The base is a logistics facility where personnel of the rear services of the Chinese navy is deployed with a small security unit (up to a company with light armored vehicles). It cannot be ruled out that there are also radio-electronic reconnaissance units from the Strategic Missile Forces of the People’s Liberation Army of China. Given the degree of concentration of US military forces and their allies in Djibouti, such a move looks rather natural.
Judging by the photo of the solemn opening, the total strength of the stationed personnel can be estimated at about 300 people, however, it may be further increased. The base area is 0.5 square kilometers. Chinese officials insist that it is not necessary to use the word “base”" in relation to this facility.
According to the official Chinese point of view, the facility in Djibouti is a “logistics center” (后勤 保障 设施), which “is far from” the scale of a real naval base. If the goal of such a game was to reassure politicians abroad by the terms of the media, the achieved result could be completely opposite.
Consciously or not, the PLA adopted the Soviet terminology to define its military presence in the world. In Soviet propaganda, the notion of a “foreign military base” was endowed with a strong negative meaning, so the USSR used a number of cumbersome verbal constructions to indicate the presence of its forces abroad. One of them was the punkt materialno-tehnicheskogo obespechenia (PMTO). According to Soviet propagandists, the use of the PMTO term allowed to lower the significance of foreign military facilities, to stress their auxiliary, technical, “non-aggressive” nature.
In reality, however, the largest Soviet PMTO-922, located in the Bay of Cam Ranh in Vietnam, was a huge military base of 100 square kilometers with 6,000 personnel. The PMTO-922 had a powerful defense system, which included a mixed air force regiment (with Tu-16 bombers and MiG-23 fighters) and a detachment of ships to guard the water area. Another example of a major PMTO with a powerful defense system could be the Nokri base on the Ethiopian Dahlak archipelago in the Red Sea.

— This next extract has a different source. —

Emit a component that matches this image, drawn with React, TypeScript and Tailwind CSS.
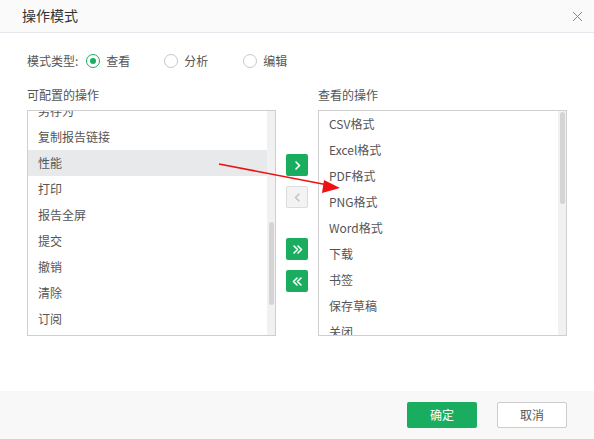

Other PMTOs were far less ambitious and significant. The only foreign PMTO inherited by Russia after the collapse of the USSR was the PMTO-720 in the Syrian port of Tartus. Prior to the Russian entry into the Syrian war, it consisted of two floating piers, one of which was defective, and the other was used to moor repair vessels coming from Russia. On the shore, there was an administrative building, barracks and several warehouse and buildings. Constantly located staff consisted of several people.
Whatever it was, in the Soviet political language of the Cold War era, the PMTO was the equivalent of the “military base.” The use of this term by the Chinese can be an awkward propaganda technique. But it is quite possible that we are talking about the adoption of one of the external attributes of the retired Soviet military superpower.

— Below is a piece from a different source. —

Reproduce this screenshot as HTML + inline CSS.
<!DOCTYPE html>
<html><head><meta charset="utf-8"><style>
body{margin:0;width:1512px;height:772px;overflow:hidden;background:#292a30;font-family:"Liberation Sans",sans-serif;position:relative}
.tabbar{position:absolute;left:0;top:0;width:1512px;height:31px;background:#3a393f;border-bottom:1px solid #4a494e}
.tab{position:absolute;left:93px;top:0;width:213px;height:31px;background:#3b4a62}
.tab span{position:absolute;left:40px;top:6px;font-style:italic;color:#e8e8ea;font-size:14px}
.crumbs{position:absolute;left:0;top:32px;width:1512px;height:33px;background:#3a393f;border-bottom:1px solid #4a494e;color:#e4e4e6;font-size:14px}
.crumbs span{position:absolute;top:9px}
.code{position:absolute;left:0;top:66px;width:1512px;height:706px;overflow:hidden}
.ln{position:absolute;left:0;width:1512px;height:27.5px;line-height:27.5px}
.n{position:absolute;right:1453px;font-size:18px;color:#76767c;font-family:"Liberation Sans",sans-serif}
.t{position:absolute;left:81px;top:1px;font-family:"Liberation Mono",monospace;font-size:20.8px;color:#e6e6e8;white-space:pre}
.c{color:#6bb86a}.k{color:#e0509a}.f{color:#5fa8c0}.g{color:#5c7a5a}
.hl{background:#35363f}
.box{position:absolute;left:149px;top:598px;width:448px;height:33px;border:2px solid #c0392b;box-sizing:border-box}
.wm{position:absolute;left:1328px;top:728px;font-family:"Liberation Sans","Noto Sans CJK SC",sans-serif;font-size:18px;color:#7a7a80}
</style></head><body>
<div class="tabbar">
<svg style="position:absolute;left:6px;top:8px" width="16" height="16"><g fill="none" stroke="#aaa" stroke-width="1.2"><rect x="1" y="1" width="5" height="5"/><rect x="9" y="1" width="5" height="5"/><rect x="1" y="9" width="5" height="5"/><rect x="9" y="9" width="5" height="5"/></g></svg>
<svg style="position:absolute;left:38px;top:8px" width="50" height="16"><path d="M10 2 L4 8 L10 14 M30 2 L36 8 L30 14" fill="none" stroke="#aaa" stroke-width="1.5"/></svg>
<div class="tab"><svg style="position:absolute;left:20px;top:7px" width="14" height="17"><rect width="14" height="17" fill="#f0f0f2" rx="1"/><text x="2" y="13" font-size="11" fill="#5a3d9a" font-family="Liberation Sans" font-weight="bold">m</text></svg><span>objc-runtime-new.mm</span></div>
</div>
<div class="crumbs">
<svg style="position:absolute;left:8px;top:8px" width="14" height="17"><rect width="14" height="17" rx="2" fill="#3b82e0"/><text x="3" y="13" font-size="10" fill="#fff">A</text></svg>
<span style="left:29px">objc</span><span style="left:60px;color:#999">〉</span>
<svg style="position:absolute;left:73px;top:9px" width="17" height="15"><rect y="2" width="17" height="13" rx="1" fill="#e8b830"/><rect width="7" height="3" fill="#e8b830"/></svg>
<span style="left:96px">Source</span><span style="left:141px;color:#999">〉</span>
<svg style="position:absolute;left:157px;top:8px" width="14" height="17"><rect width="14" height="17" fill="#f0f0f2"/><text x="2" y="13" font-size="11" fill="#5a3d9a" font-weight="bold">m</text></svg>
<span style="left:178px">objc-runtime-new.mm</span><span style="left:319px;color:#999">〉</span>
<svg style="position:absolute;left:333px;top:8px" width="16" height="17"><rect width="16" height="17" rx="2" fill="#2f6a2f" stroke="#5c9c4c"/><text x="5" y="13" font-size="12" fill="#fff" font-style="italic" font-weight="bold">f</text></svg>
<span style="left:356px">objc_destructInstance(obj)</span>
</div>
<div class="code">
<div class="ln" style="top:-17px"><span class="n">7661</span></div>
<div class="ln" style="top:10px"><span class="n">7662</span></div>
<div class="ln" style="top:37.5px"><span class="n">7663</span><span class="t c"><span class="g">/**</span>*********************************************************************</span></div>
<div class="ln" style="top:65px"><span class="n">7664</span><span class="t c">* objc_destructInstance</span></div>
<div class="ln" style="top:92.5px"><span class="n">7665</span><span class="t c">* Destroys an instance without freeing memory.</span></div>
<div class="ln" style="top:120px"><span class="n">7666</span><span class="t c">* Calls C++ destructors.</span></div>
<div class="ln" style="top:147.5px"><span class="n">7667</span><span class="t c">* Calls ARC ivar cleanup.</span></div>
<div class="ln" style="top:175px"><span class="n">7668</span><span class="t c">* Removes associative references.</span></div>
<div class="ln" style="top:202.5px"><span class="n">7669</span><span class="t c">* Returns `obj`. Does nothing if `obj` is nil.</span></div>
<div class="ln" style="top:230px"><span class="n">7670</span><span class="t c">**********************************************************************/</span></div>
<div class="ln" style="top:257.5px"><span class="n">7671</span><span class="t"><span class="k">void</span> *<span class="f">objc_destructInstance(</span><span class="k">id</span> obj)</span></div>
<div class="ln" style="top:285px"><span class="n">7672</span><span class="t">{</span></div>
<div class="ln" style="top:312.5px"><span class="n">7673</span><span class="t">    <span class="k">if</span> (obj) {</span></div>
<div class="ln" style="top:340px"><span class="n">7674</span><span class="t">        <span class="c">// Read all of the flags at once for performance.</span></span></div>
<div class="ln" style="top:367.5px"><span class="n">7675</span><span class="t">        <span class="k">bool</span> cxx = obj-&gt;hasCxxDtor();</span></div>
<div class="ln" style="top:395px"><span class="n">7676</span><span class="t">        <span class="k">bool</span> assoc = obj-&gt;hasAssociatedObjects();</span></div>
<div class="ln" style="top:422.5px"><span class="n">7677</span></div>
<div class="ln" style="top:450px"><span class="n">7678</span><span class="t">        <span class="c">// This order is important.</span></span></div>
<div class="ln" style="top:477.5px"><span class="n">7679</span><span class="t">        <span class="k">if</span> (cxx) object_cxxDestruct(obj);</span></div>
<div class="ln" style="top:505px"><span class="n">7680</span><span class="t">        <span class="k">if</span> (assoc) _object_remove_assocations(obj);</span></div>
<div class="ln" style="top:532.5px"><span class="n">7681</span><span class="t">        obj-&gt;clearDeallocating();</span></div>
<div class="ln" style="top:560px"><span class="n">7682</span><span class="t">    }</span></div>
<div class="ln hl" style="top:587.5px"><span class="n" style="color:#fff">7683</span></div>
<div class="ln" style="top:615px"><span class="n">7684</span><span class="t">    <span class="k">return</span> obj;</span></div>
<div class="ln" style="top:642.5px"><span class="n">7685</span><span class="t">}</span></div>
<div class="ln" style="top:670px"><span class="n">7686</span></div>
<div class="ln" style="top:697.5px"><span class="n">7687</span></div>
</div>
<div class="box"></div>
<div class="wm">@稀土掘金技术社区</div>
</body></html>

The base in Djibouti will make it possible to raise the presence of the Chinese navy in the Indian Ocean to a new level, which is already very significant. In addition to the permanent detachment of surface ships in the area of the Horn of Africa (usually two or three destroyers with a frigate and an auxiliary vessel), the PRC regularly sends to the Indian Ocean diesel electric and nuclear submarines.

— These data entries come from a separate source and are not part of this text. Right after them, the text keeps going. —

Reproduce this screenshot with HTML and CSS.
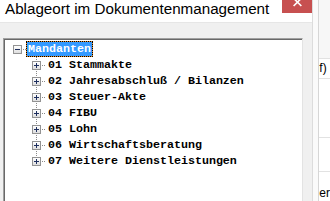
FILE: index.html
```html
<!DOCTYPE html>
<html>
<head>
<meta charset="utf-8">
<link rel="stylesheet" href="styles.css">
</head>
<body>
<div class="screen">
  <div class="dialog">
    <div class="titlebar">
      <span class="title">Ablageort im Dokumentenmanagement</span>
      <span class="close"><svg width="31" height="13" viewBox="0 0 31 13"><path d="M12 -2 L20 6 M20 -2 L12 6" stroke="#fff" stroke-width="1.7" fill="none"/></svg></span>
    </div>
    <div class="body">
      <div class="tree">
        <div class="row root">
          <span class="exp"><svg width="7" height="7" viewBox="0 0 7 7" shape-rendering="crispEdges"><rect x="1" y="3" width="5" height="1" fill="#1e2f5e"/></svg></span>
          <span class="dots"></span>
          <span class="label sel">Mandanten</span>
        </div>
        <div class="row child">
          <span class="exp"><svg width="7" height="7" viewBox="0 0 7 7" shape-rendering="crispEdges"><rect x="1" y="3" width="5" height="1" fill="#1e2f5e"/><rect x="3" y="1" width="1" height="5" fill="#1e2f5e"/></svg></span>
          <span class="dots"></span>
          <span class="label">01 Stammakte</span>
        </div>
        <div class="row child">
          <span class="exp"><svg width="7" height="7" viewBox="0 0 7 7" shape-rendering="crispEdges"><rect x="1" y="3" width="5" height="1" fill="#1e2f5e"/><rect x="3" y="1" width="1" height="5" fill="#1e2f5e"/></svg></span>
          <span class="dots"></span>
          <span class="label">02 Jahresabschluß / Bilanzen</span>
        </div>
        <div class="row child">
          <span class="exp"><svg width="7" height="7" viewBox="0 0 7 7" shape-rendering="crispEdges"><rect x="1" y="3" width="5" height="1" fill="#1e2f5e"/><rect x="3" y="1" width="1" height="5" fill="#1e2f5e"/></svg></span>
          <span class="dots"></span>
          <span class="label">03 Steuer-Akte</span>
        </div>
        <div class="row child">
          <span class="exp"><svg width="7" height="7" viewBox="0 0 7 7" shape-rendering="crispEdges"><rect x="1" y="3" width="5" height="1" fill="#1e2f5e"/><rect x="3" y="1" width="1" height="5" fill="#1e2f5e"/></svg></span>
          <span class="dots"></span>
          <span class="label">04 FIBU</span>
        </div>
        <div class="row child">
          <span class="exp"><svg width="7" height="7" viewBox="0 0 7 7" shape-rendering="crispEdges"><rect x="1" y="3" width="5" height="1" fill="#1e2f5e"/><rect x="3" y="1" width="1" height="5" fill="#1e2f5e"/></svg></span>
          <span class="dots"></span>
          <span class="label">05 Lohn</span>
        </div>
        <div class="row child">
          <span class="exp"><svg width="7" height="7" viewBox="0 0 7 7" shape-rendering="crispEdges"><rect x="1" y="3" width="5" height="1" fill="#1e2f5e"/><rect x="3" y="1" width="1" height="5" fill="#1e2f5e"/></svg></span>
          <span class="dots"></span>
          <span class="label">06 Wirtschaftsberatung</span>
        </div>
        <div class="row child last">
          <span class="exp"><svg width="7" height="7" viewBox="0 0 7 7" shape-rendering="crispEdges"><rect x="1" y="3" width="5" height="1" fill="#1e2f5e"/><rect x="3" y="1" width="1" height="5" fill="#1e2f5e"/></svg></span>
          <span class="dots"></span>
          <span class="label">07 Weitere Dienstleistungen</span>
        </div>
      </div>
    </div>
  </div>
  <div class="bgwin">
    <div class="strip"></div>
    <div class="bgcontent">
      <div class="cell c1"></div>
      <div class="cell c2">f)</div>
      <div class="cell c3"></div>
      <div class="cell c4"></div>
      <div class="cell c5">er</div>
    </div>
  </div>
</div>
</body>
</html>
```

FILE: styles.css
```css
html, body {
  margin: 0;
  padding: 0;
}
body {
  width: 330px;
  height: 201px;
  overflow: hidden;
  background: #ffffff;
}
.screen {
  display: flex;
  height: 201px;
}
.dialog {
  width: 316px;
  border-right: 1px solid #dcdcdc;
  display: flex;
  flex-direction: column;
  background: #f0f0f0;
}
.titlebar {
  height: 22px;
  background: #ffffff;
  display: flex;
  justify-content: space-between;
  align-items: flex-start;
  flex: none;
}
.title {
  padding: 1px 0 0 5px;
  font-family: "Liberation Sans", Arial, sans-serif;
  font-size: 15.2px;
  line-height: 16px;
  color: #000000;
  white-space: nowrap;
}
.close {
  width: 30px;
  height: 13px;
  background: #c75050;
  display: flex;
  overflow: hidden;
}
.close svg {
  display: block;
}
.body {
  flex: 1;
  border-top: 1px solid #e6e6e6;
  padding: 15px 0 0 3px;
  display: flex;
  min-height: 0;
}
.tree {
  width: 300px;
  box-sizing: border-box;
  background: #ffffff;
  border-top: 1px solid #a0a0a0;
  border-left: 1px solid #a0a0a0;
  border-right: 1px solid #e3e3e3;
  box-shadow: inset 1px 1px 0 #696969;
  padding: 2px 0 0 1px;
  font-family: "Liberation Mono", "Courier New", monospace;
  font-weight: bold;
  font-size: 11.67px;
  color: #000000;
}
.row {
  display: flex;
  align-items: flex-start;
  height: 16px;
}
.exp {
  width: 9px;
  height: 9px;
  box-sizing: border-box;
  margin-top: 4px;
  border: 1px solid #939393;
  background: linear-gradient(#ffffff, #dedede);
  display: flex;
  flex: none;
}
.exp svg {
  display: block;
}
.root .exp {
  margin-left: 8px;
}
.root .dots {
  width: 4px;
}
.child .exp {
  margin-left: 27px;
}
.child .dots {
  width: 5px;
}
.dots {
  height: 16px;
  flex: none;
  background-image: repeating-linear-gradient(to right, transparent 0 1px, #8a8a8a 1px 2px);
  background-repeat: no-repeat;
  background-size: 100% 1px;
  background-position: 0 8px;
}
.child {
  background-image: repeating-linear-gradient(to bottom, #8a8a8a 0 1px, transparent 1px 2px);
  background-repeat: no-repeat;
  background-size: 1px 100%;
  background-position: 31px 0;
}
.child.last {
  background-size: 1px 5px;
}
.label {
  height: 16px;
  box-sizing: border-box;
  border: 1px solid transparent;
  padding: 0 1px;
  line-height: 14px;
  white-space: nowrap;
}
.label.sel {
  background: #3399ff;
  color: #ffffff;
  border-color: #e8902a;
  outline: 1px dotted #000000;
  outline-offset: -1px;
}
.bgwin {
  flex: 1;
  display: flex;
}
.strip {
  width: 5px;
  background: #fafafa;
  border-right: 1px solid #d6d6d6;
}
.bgcontent {
  flex: 1;
  display: flex;
  flex-direction: column;
  overflow: hidden;
  font-family: "Liberation Sans", Arial, sans-serif;
  font-size: 12px;
  color: #000000;
}
.cell {
  border-bottom: 1px solid #e2e2e2;
  white-space: nowrap;
  overflow: hidden;
}
.c1 {
  height: 58px;
  background: #f7f7f7;
}
.c2 {
  height: 19px;
  line-height: 19px;
  background: #ffffff;
}
.c3 {
  height: 58px;
  background: #ffffff;
}
.c4 {
  height: 33px;
  background: #ffffff;
}
.c5 {
  flex: 1;
  border-bottom: none;
  line-height: 42px;
  background: #ffffff;
}
```
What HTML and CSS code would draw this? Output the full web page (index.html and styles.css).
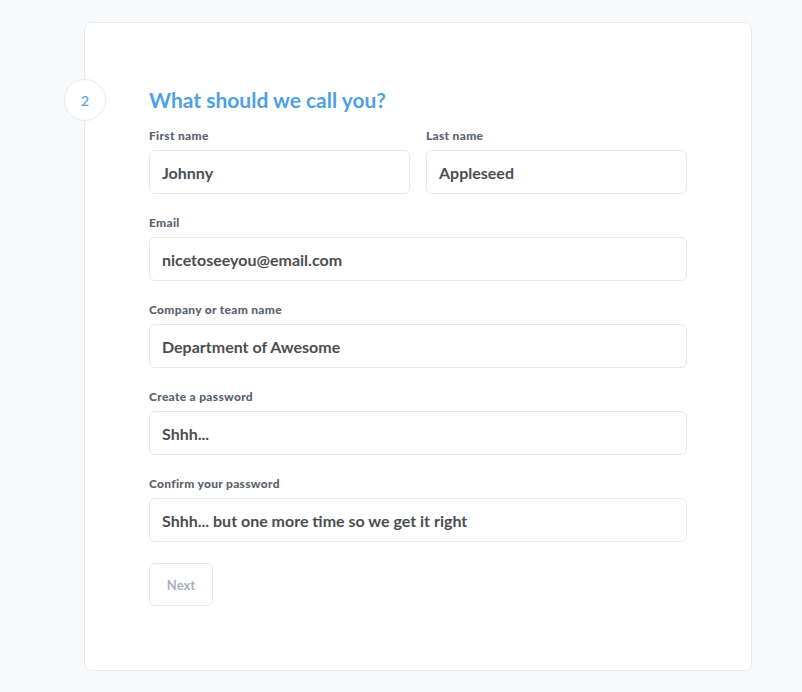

Previously, their supply in the open sea was carried out by high-speed transport of the PLA Navy, which was inconvenient, expensive and imposed restrictions on the number of warships that China could simultaneously keep in the area. Now these restrictions are removed. As a result, there are opportunities to change the balance of forces between the Chinese navy present in the region and the forces of China’s opponents, for example, India.
At the same time, China is stepping up military use of other ports in the Indian Ocean, such as Pakistan’s Gwadar, where the constant presence of two or three Chinese warships will be maintained on a rotating basis.
The desire of the Chinese to increase their military presence in the Indian Ocean is easy to understand. Here are the vital arteries for the Chinese economy, through which the PRC receives Middle Eastern and African tankers and delivers its goods to Europe and, to a large extent, the Russian markets. On the other hand, China cannot afford to push India to close partnership with the United States. The PRC will have to find a balance between its new role in politics and security in the Indian Ocean and the interests of relations with India.